◆ Goal
Work through the records below and tally every line containing "components". Reply with the total alone.

◆ Listed entries
────────────────────────────────────────
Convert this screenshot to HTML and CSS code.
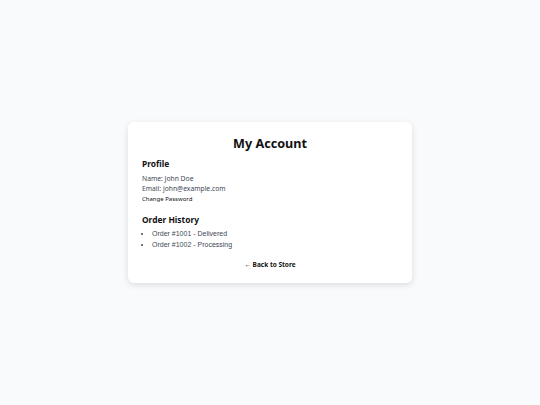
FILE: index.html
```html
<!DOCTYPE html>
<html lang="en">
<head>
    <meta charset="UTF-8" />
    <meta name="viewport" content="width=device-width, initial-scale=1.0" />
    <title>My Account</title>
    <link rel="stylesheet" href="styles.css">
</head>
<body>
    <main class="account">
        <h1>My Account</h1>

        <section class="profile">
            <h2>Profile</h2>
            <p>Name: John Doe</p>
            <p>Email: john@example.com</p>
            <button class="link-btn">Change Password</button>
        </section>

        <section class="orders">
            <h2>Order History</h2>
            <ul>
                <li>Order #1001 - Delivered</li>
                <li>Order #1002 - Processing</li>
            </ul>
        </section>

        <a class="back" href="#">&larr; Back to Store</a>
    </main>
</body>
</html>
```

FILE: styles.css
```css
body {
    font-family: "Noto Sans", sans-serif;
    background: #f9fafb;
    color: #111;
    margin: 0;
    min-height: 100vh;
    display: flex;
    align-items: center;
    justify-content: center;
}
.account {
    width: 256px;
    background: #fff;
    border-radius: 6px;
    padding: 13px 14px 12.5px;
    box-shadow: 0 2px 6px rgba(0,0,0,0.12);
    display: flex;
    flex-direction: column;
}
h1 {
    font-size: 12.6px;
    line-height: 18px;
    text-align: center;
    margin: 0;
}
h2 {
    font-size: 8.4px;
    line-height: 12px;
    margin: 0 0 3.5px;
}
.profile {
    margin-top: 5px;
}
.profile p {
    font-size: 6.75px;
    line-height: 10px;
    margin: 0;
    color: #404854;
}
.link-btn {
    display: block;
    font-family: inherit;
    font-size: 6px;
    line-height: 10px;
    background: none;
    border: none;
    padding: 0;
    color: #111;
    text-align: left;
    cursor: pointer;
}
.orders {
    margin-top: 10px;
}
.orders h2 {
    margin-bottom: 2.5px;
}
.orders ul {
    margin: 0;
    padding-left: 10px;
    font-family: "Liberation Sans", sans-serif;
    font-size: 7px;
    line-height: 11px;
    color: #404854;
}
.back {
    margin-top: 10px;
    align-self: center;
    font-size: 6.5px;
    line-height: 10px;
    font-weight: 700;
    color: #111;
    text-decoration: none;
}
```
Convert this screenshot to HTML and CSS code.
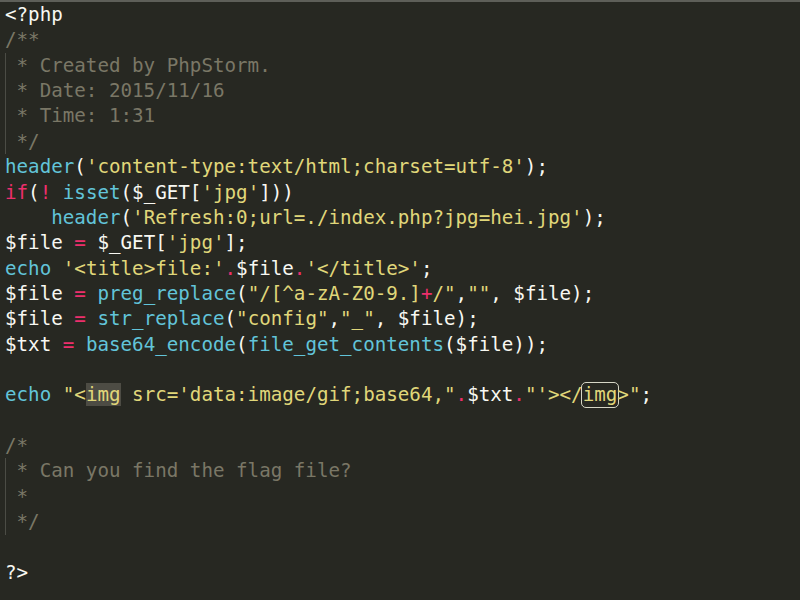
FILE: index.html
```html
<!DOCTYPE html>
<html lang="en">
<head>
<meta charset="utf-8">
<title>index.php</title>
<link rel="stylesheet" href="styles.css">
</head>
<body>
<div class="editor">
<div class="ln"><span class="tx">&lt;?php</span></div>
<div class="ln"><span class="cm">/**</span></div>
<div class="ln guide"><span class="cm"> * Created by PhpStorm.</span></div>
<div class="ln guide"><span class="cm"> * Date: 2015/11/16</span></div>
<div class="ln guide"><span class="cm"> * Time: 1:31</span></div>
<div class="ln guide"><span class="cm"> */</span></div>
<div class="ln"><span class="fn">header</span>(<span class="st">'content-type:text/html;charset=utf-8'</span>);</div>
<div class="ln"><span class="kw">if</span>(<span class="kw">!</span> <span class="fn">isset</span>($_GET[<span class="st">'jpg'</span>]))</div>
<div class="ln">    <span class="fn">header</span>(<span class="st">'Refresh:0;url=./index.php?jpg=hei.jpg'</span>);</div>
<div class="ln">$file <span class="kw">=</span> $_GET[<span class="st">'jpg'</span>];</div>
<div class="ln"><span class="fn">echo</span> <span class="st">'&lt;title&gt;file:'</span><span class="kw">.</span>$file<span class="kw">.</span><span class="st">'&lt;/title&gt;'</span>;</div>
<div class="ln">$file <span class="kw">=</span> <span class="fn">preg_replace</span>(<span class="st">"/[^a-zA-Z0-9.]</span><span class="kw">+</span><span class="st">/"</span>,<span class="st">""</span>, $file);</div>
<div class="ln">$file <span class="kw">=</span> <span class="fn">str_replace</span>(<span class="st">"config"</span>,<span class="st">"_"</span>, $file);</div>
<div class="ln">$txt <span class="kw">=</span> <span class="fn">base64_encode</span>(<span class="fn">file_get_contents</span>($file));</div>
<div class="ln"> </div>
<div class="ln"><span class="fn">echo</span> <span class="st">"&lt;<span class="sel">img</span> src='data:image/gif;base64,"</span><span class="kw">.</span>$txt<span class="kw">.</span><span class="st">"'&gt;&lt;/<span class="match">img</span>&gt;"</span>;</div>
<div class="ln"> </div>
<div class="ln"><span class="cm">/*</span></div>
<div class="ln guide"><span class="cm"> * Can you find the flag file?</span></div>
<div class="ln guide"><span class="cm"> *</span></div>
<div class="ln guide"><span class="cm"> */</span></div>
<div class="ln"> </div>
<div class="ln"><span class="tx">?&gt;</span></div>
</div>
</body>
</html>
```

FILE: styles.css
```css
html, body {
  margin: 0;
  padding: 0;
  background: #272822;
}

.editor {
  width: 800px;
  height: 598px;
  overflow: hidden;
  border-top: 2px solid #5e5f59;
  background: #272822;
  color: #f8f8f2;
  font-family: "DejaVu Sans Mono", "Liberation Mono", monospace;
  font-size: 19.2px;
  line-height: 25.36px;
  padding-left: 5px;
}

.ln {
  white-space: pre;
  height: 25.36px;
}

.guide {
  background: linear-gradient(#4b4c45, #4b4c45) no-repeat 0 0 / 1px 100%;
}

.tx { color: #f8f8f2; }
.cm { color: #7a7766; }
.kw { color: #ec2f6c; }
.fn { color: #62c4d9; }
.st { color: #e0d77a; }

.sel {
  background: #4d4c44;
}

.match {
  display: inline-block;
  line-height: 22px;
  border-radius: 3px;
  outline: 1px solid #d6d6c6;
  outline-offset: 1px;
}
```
────────────────────────────────────────
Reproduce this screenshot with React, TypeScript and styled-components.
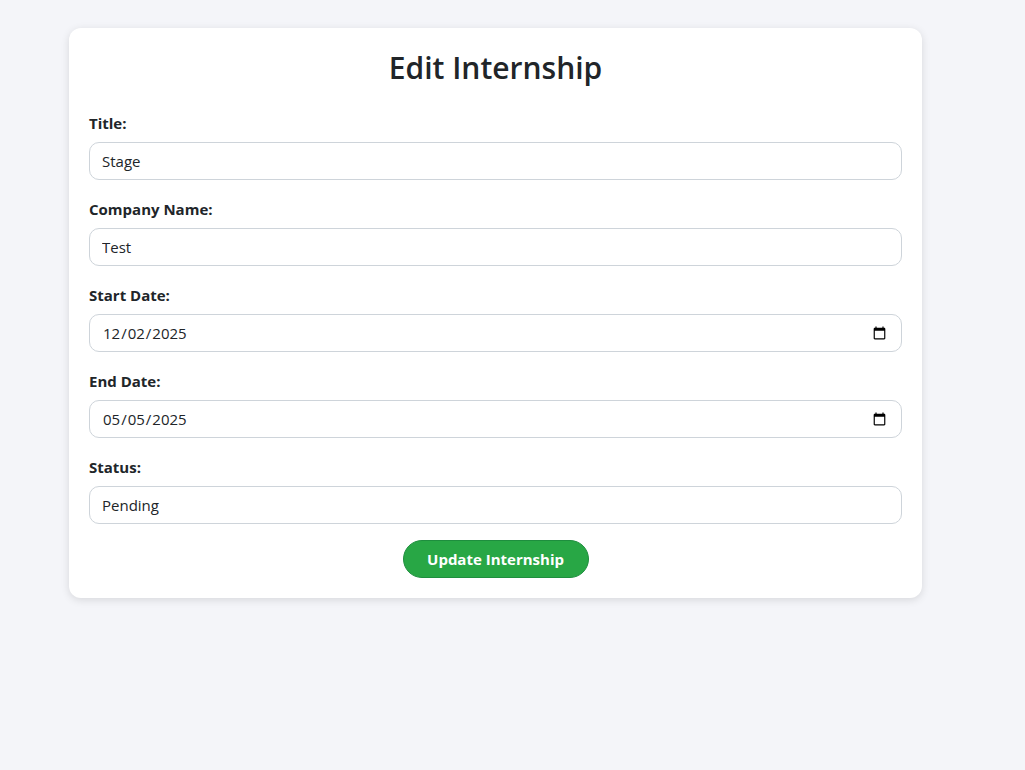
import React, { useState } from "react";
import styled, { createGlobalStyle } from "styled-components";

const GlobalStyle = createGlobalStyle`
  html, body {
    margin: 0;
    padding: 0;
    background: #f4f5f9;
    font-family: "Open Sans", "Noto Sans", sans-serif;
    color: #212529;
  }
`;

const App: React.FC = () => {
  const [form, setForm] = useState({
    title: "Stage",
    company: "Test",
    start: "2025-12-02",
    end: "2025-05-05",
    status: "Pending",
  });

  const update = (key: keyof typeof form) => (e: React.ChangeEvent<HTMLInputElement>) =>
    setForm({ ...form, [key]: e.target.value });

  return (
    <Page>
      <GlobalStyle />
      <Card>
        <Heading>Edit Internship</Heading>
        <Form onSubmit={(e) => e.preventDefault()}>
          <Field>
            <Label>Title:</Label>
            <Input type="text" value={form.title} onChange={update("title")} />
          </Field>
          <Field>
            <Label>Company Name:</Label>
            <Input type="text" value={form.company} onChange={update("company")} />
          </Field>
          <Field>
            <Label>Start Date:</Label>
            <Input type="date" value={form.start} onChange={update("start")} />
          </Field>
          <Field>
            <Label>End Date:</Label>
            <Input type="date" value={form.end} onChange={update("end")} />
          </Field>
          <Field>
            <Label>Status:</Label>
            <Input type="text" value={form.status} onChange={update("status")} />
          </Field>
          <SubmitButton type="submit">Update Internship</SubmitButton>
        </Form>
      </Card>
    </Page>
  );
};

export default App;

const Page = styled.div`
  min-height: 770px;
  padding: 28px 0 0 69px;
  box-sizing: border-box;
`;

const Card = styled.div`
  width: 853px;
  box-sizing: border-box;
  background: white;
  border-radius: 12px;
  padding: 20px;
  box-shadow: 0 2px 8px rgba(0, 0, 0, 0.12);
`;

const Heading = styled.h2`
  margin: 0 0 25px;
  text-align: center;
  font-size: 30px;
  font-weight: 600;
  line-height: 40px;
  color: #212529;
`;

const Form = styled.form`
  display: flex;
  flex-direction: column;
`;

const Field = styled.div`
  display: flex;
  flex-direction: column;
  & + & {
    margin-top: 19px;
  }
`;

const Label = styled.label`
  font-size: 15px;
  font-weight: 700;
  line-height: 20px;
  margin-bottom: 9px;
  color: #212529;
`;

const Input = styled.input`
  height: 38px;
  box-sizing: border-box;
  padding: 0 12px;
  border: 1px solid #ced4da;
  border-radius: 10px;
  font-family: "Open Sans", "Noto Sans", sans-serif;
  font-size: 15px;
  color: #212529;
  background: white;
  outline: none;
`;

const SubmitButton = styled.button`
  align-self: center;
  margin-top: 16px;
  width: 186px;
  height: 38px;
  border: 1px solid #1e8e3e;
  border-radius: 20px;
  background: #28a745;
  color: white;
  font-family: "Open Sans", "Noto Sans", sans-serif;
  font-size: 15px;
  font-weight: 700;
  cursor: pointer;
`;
────────────────────────────────────────
◆ Solution below
2